* begin *

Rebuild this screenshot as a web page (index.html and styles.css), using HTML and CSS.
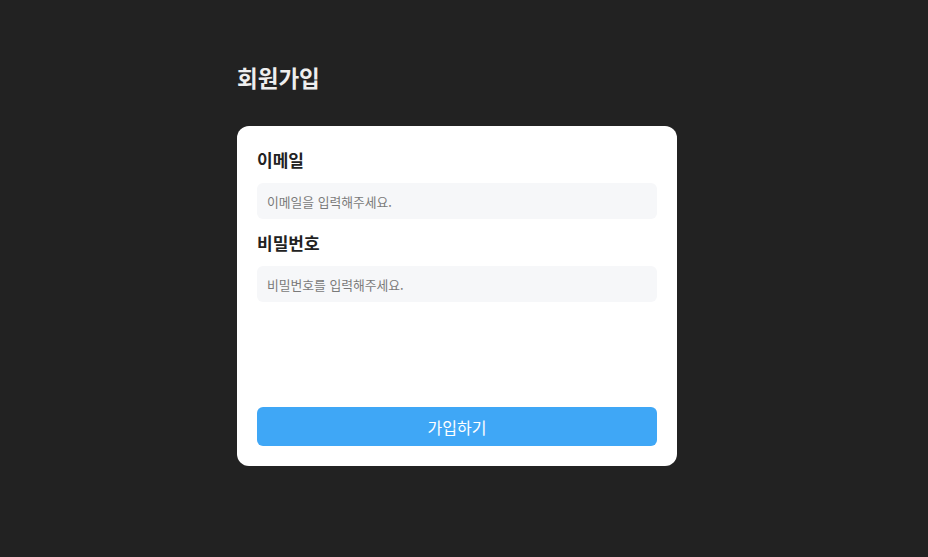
FILE: index.html
```html
<!DOCTYPE html>
<html lang="ko">
<head>
<meta charset="utf-8">
<link rel="stylesheet" href="styles.css">
</head>
<body>
<main class="page">
  <h1 class="title">회원가입</h1>
  <form class="card">
    <div class="field">
      <label class="label" for="email">이메일</label>
      <input class="input" id="email" type="email" placeholder="이메일을 입력해주세요.">
    </div>
    <div class="field">
      <label class="label" for="pw">비밀번호</label>
      <input class="input" id="pw" type="password" placeholder="비밀번호를 입력해주세요.">
    </div>
    <button class="submit" type="button">가입하기</button>
  </form>
</main>
</body>
</html>
```
FILE: styles.css
```css
html, body {
  margin: 0;
  padding: 0;
  background: #222222;
  font-family: "Noto Sans CJK KR", "Noto Sans", sans-serif;
}
.page {
  width: 440px;
  margin-left: 237px;
  padding-top: 58px;
}
.title {
  margin: 0 0 30px;
  font-size: 22.5px;
  line-height: 38px;
  font-weight: 700;
  color: #eeeeee;
}
.card {
  box-sizing: border-box;
  height: 340px;
  background: #ffffff;
  border-radius: 12px;
  padding: 20px;
  display: flex;
  flex-direction: column;
}
.field {
  display: flex;
  flex-direction: column;
}
.field + .field {
  margin-top: 10px;
}
.label {
  font-size: 17px;
  line-height: 27px;
  font-weight: 700;
  color: #222222;
  margin-bottom: 10px;
}
.input {
  box-sizing: border-box;
  height: 36px;
  border: none;
  outline: none;
  border-radius: 6px;
  background: #f6f7f9;
  padding: 0 10px;
  font-family: inherit;
  font-size: 12.8px;
  color: #333;
}
.input::placeholder {
  color: #7a7a7a;
}
.submit {
  margin-top: auto;
  height: 39px;
  border: none;
  border-radius: 6px;
  background: #3fa7f6;
  color: #ffffff;
  font-family: inherit;
  font-size: 16px;
  font-weight: 400;
}
```
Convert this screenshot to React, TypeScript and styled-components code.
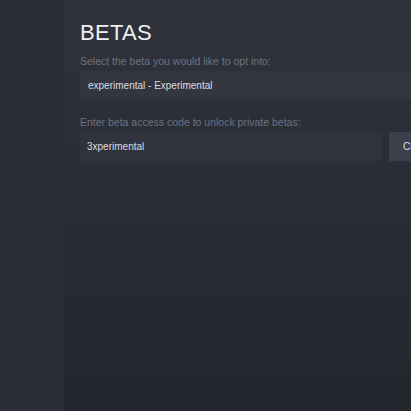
import React from "react";
import styled, { createGlobalStyle } from "styled-components";

const Global = createGlobalStyle`
  html, body { margin: 0; padding: 0; background: #24272e; }
  body { font-family: "Liberation Sans", Arial, sans-serif; }
`;

const Page = styled.div`
  display: flex;
  width: 411px;
  height: 411px;
  overflow: hidden;
`;

const Sidebar = styled.div`
  width: 64px;
  flex: none;
  background: #2b2e37;
`;

const Main = styled.div`
  flex: 1;
  min-width: 0;
  overflow: hidden;
  padding: 20px 0 0 16px;
  background: linear-gradient(180deg, #30333c 0%, #2a2d35 45%, #23262d 100%);
`;

const Content = styled.div`
  width: 389px;
  display: flex;
  flex-direction: column;
`;

const Title = styled.h1`
  margin: 0;
  font-size: 22px;
  line-height: 26px;
  font-weight: 400;
  letter-spacing: 0.3px;
  color: #eef0f3;
`;

const Label = styled.div<{ $top: number }>`
  margin-top: ${(p) => p.$top}px;
  margin-bottom: 3px;
  font-size: 10.5px;
  line-height: 14px;
  color: #6c7180;
`;

const Select = styled.div`
  height: 28px;
  display: flex;
  align-items: center;
  padding-left: 8px;
  background: #33363f;
  font-size: 10px;
  color: #dadde2;
`;

const Row = styled.div`
  display: flex;
  gap: 7px;
`;

const Input = styled.div`
  flex: 1;
  height: 29px;
  display: flex;
  align-items: center;
  padding-left: 7px;
  background: #30333c;
  font-size: 10px;
  color: #dadde2;
`;

const Button = styled.div`
  width: 80px;
  height: 29px;
  display: flex;
  align-items: center;
  padding-left: 14px;
  box-sizing: border-box;
  background: #3c404c;
  font-size: 10px;
  color: #dadde2;
`;

export default function App() {
  return (
    <>
      <Global />
      <Page>
        <Sidebar />
        <Main>
          <Content>
            <Title>BETAS</Title>
            <Label $top={8}>Select the beta you would like to opt into:</Label>
            <Select>experimental - Experimental</Select>
            <Label $top={16}>Enter beta access code to unlock private betas:</Label>
            <Row>
              <Input>3xperimental</Input>
              <Button>Check Code</Button>
            </Row>
          </Content>
        </Main>
      </Page>
    </>
  );
}
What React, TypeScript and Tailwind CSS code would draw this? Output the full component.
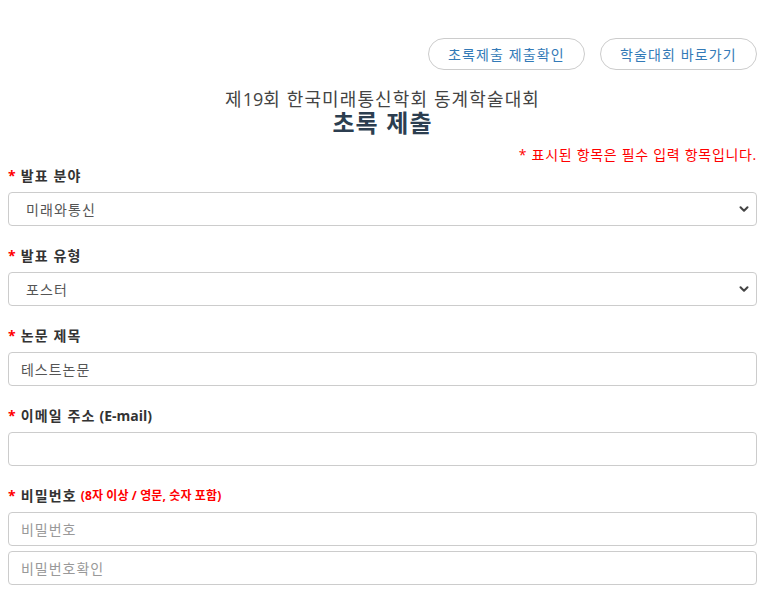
import { ChevronDown } from 'lucide-react';

const FONT = { fontFamily: '"Open Sans", "Noto Sans CJK KR", sans-serif' };

function Label({ text, latin, note }: { text: string; latin?: string; note?: string }) {
  return (
    <div className="h-[16px] flex items-center text-[14px] font-bold text-[#333] mb-[8px] leading-none">
      <span className="text-[#ff0000] mr-[4px]">*</span>
      <span>{text}</span>
      {latin && <span className="tracking-normal ml-[4px]">{latin}</span>}
      {note && <span className="text-[#ff0000] text-[12px] ml-[4px] tracking-[0.01em]">{note}</span>}
    </div>
  );
}

function Select({ value }: { value: string }) {
  return (
    <div className="h-[34px] border border-[#ccc] rounded-[4px] bg-white flex items-center justify-between pl-[17px] pr-[5px] text-[14px] text-[#555]">
      <span>{value}</span>
      <ChevronDown className="w-[14px] h-[14px] text-[#444]" strokeWidth={3.5} />
    </div>
  );
}

function Input({ value, placeholder }: { value?: string; placeholder?: string }) {
  return (
    <input
      readOnly
      defaultValue={value}
      placeholder={placeholder}
      className="block w-full h-[34px] border border-[#ccc] rounded-[4px] bg-white px-[12px] text-[14px] text-[#555] tracking-[0.07em] placeholder:text-[#999] outline-none"
      style={FONT}
    />
  );
}

export default function App() {
  return (
    <div className="bg-white w-[762px] h-[602px] overflow-hidden pl-[8px] pr-[5px] tracking-[0.07em]" style={FONT}>
      <div className="flex justify-end gap-[15px] pt-[38px]">
        <button className="h-[32px] w-[157px] rounded-full border border-[#ccc] text-[14px] text-[#337ab7]">
          초록제출 제출확인
        </button>
        <button className="h-[32px] w-[157px] rounded-full border border-[#ccc] text-[14px] text-[#337ab7]">
          학술대회 바로가기
        </button>
      </div>

      <div className="text-center mt-[19px]">
        <div className="text-[18px] leading-[20px] text-[#444]">
          제<span className="tracking-normal">19</span>회 한국미래통신학회 동계학술대회
        </div>
        <div className="text-[24px] leading-[28px] font-bold text-[#2c3e50]">초록 제출</div>
      </div>

      <div className="text-right text-[14px] text-[#ff0000] leading-[20px] mt-[8px] tracking-[0.05em]">
        * 표시된 항목은 필수 입력 항목입니다.
      </div>

      <div className="mt-[3px] flex flex-col gap-[22px]">
        <div>
          <Label text="발표 분야" />
          <Select value="미래와통신" />
        </div>
        <div>
          <Label text="발표 유형" />
          <Select value="포스터" />
        </div>
        <div>
          <Label text="논문 제목" />
          <Input value="테스트논문" />
        </div>
        <div>
          <Label text="이메일 주소" latin="(E-mail)" />
          <Input />
        </div>
        <div>
          <Label text="비밀번호" note="(8자 이상 / 영문, 숫자 포함)" />
          <div className="flex flex-col gap-[5px]">
            <Input placeholder="비밀번호" />
            <Input placeholder="비밀번호확인" />
          </div>
        </div>
      </div>
    </div>
  );
}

* end *

*Request*: The listing above must be printed again exactly, minus its pictures.

*Response to the task*:
Rebuild this screenshot as a web page (index.html and styles.css), using HTML and CSS.
FILE: index.html
```html
<!DOCTYPE html>
<html lang="ko">
<head>
<meta charset="utf-8">
<link rel="stylesheet" href="styles.css">
</head>
<body>
<main class="page">
  <h1 class="title">회원가입</h1>
  <form class="card">
    <div class="field">
      <label class="label" for="email">이메일</label>
      <input class="input" id="email" type="email" placeholder="이메일을 입력해주세요.">
    </div>
    <div class="field">
      <label class="label" for="pw">비밀번호</label>
      <input class="input" id="pw" type="password" placeholder="비밀번호를 입력해주세요.">
    </div>
    <button class="submit" type="button">가입하기</button>
  </form>
</main>
</body>
</html>
```
FILE: styles.css
```css
html, body {
  margin: 0;
  padding: 0;
  background: #222222;
  font-family: "Noto Sans CJK KR", "Noto Sans", sans-serif;
}
.page {
  width: 440px;
  margin-left: 237px;
  padding-top: 58px;
}
.title {
  margin: 0 0 30px;
  font-size: 22.5px;
  line-height: 38px;
  font-weight: 700;
  color: #eeeeee;
}
.card {
  box-sizing: border-box;
  height: 340px;
  background: #ffffff;
  border-radius: 12px;
  padding: 20px;
  display: flex;
  flex-direction: column;
}
.field {
  display: flex;
  flex-direction: column;
}
.field + .field {
  margin-top: 10px;
}
.label {
  font-size: 17px;
  line-height: 27px;
  font-weight: 700;
  color: #222222;
  margin-bottom: 10px;
}
.input {
  box-sizing: border-box;
  height: 36px;
  border: none;
  outline: none;
  border-radius: 6px;
  background: #f6f7f9;
  padding: 0 10px;
  font-family: inherit;
  font-size: 12.8px;
  color: #333;
}
.input::placeholder {
  color: #7a7a7a;
}
.submit {
  margin-top: auto;
  height: 39px;
  border: none;
  border-radius: 6px;
  background: #3fa7f6;
  color: #ffffff;
  font-family: inherit;
  font-size: 16px;
  font-weight: 400;
}
```
Convert this screenshot to React, TypeScript and styled-components code.
import React from "react";
import styled, { createGlobalStyle } from "styled-components";

const Global = createGlobalStyle`
  html, body { margin: 0; padding: 0; background: #24272e; }
  body { font-family: "Liberation Sans", Arial, sans-serif; }
`;

const Page = styled.div`
  display: flex;
  width: 411px;
  height: 411px;
  overflow: hidden;
`;

const Sidebar = styled.div`
  width: 64px;
  flex: none;
  background: #2b2e37;
`;

const Main = styled.div`
  flex: 1;
  min-width: 0;
  overflow: hidden;
  padding: 20px 0 0 16px;
  background: linear-gradient(180deg, #30333c 0%, #2a2d35 45%, #23262d 100%);
`;

const Content = styled.div`
  width: 389px;
  display: flex;
  flex-direction: column;
`;

const Title = styled.h1`
  margin: 0;
  font-size: 22px;
  line-height: 26px;
  font-weight: 400;
  letter-spacing: 0.3px;
  color: #eef0f3;
`;

const Label = styled.div<{ $top: number }>`
  margin-top: ${(p) => p.$top}px;
  margin-bottom: 3px;
  font-size: 10.5px;
  line-height: 14px;
  color: #6c7180;
`;

const Select = styled.div`
  height: 28px;
  display: flex;
  align-items: center;
  padding-left: 8px;
  background: #33363f;
  font-size: 10px;
  color: #dadde2;
`;

const Row = styled.div`
  display: flex;
  gap: 7px;
`;

const Input = styled.div`
  flex: 1;
  height: 29px;
  display: flex;
  align-items: center;
  padding-left: 7px;
  background: #30333c;
  font-size: 10px;
  color: #dadde2;
`;

const Button = styled.div`
  width: 80px;
  height: 29px;
  display: flex;
  align-items: center;
  padding-left: 14px;
  box-sizing: border-box;
  background: #3c404c;
  font-size: 10px;
  color: #dadde2;
`;

export default function App() {
  return (
    <>
      <Global />
      <Page>
        <Sidebar />
        <Main>
          <Content>
            <Title>BETAS</Title>
            <Label $top={8}>Select the beta you would like to opt into:</Label>
            <Select>experimental - Experimental</Select>
            <Label $top={16}>Enter beta access code to unlock private betas:</Label>
            <Row>
              <Input>3xperimental</Input>
              <Button>Check Code</Button>
            </Row>
          </Content>
        </Main>
      </Page>
    </>
  );
}
What React, TypeScript and Tailwind CSS code would draw this? Output the full component.
import { ChevronDown } from 'lucide-react';

const FONT = { fontFamily: '"Open Sans", "Noto Sans CJK KR", sans-serif' };

function Label({ text, latin, note }: { text: string; latin?: string; note?: string }) {
  return (
    <div className="h-[16px] flex items-center text-[14px] font-bold text-[#333] mb-[8px] leading-none">
      <span className="text-[#ff0000] mr-[4px]">*</span>
      <span>{text}</span>
      {latin && <span className="tracking-normal ml-[4px]">{latin}</span>}
      {note && <span className="text-[#ff0000] text-[12px] ml-[4px] tracking-[0.01em]">{note}</span>}
    </div>
  );
}

function Select({ value }: { value: string }) {
  return (
    <div className="h-[34px] border border-[#ccc] rounded-[4px] bg-white flex items-center justify-between pl-[17px] pr-[5px] text-[14px] text-[#555]">
      <span>{value}</span>
      <ChevronDown className="w-[14px] h-[14px] text-[#444]" strokeWidth={3.5} />
    </div>
  );
}

function Input({ value, placeholder }: { value?: string; placeholder?: string }) {
  return (
    <input
      readOnly
      defaultValue={value}
      placeholder={placeholder}
      className="block w-full h-[34px] border border-[#ccc] rounded-[4px] bg-white px-[12px] text-[14px] text-[#555] tracking-[0.07em] placeholder:text-[#999] outline-none"
      style={FONT}
    />
  );
}

export default function App() {
  return (
    <div className="bg-white w-[762px] h-[602px] overflow-hidden pl-[8px] pr-[5px] tracking-[0.07em]" style={FONT}>
      <div className="flex justify-end gap-[15px] pt-[38px]">
        <button className="h-[32px] w-[157px] rounded-full border border-[#ccc] text-[14px] text-[#337ab7]">
          초록제출 제출확인
        </button>
        <button className="h-[32px] w-[157px] rounded-full border border-[#ccc] text-[14px] text-[#337ab7]">
          학술대회 바로가기
        </button>
      </div>

      <div className="text-center mt-[19px]">
        <div className="text-[18px] leading-[20px] text-[#444]">
          제<span className="tracking-normal">19</span>회 한국미래통신학회 동계학술대회
        </div>
        <div className="text-[24px] leading-[28px] font-bold text-[#2c3e50]">초록 제출</div>
      </div>

      <div className="text-right text-[14px] text-[#ff0000] leading-[20px] mt-[8px] tracking-[0.05em]">
        * 표시된 항목은 필수 입력 항목입니다.
      </div>

      <div className="mt-[3px] flex flex-col gap-[22px]">
        <div>
          <Label text="발표 분야" />
          <Select value="미래와통신" />
        </div>
        <div>
          <Label text="발표 유형" />
          <Select value="포스터" />
        </div>
        <div>
          <Label text="논문 제목" />
          <Input value="테스트논문" />
        </div>
        <div>
          <Label text="이메일 주소" latin="(E-mail)" />
          <Input />
        </div>
        <div>
          <Label text="비밀번호" note="(8자 이상 / 영문, 숫자 포함)" />
          <div className="flex flex-col gap-[5px]">
            <Input placeholder="비밀번호" />
            <Input placeholder="비밀번호확인" />
          </div>
        </div>
      </div>
    </div>
  );
}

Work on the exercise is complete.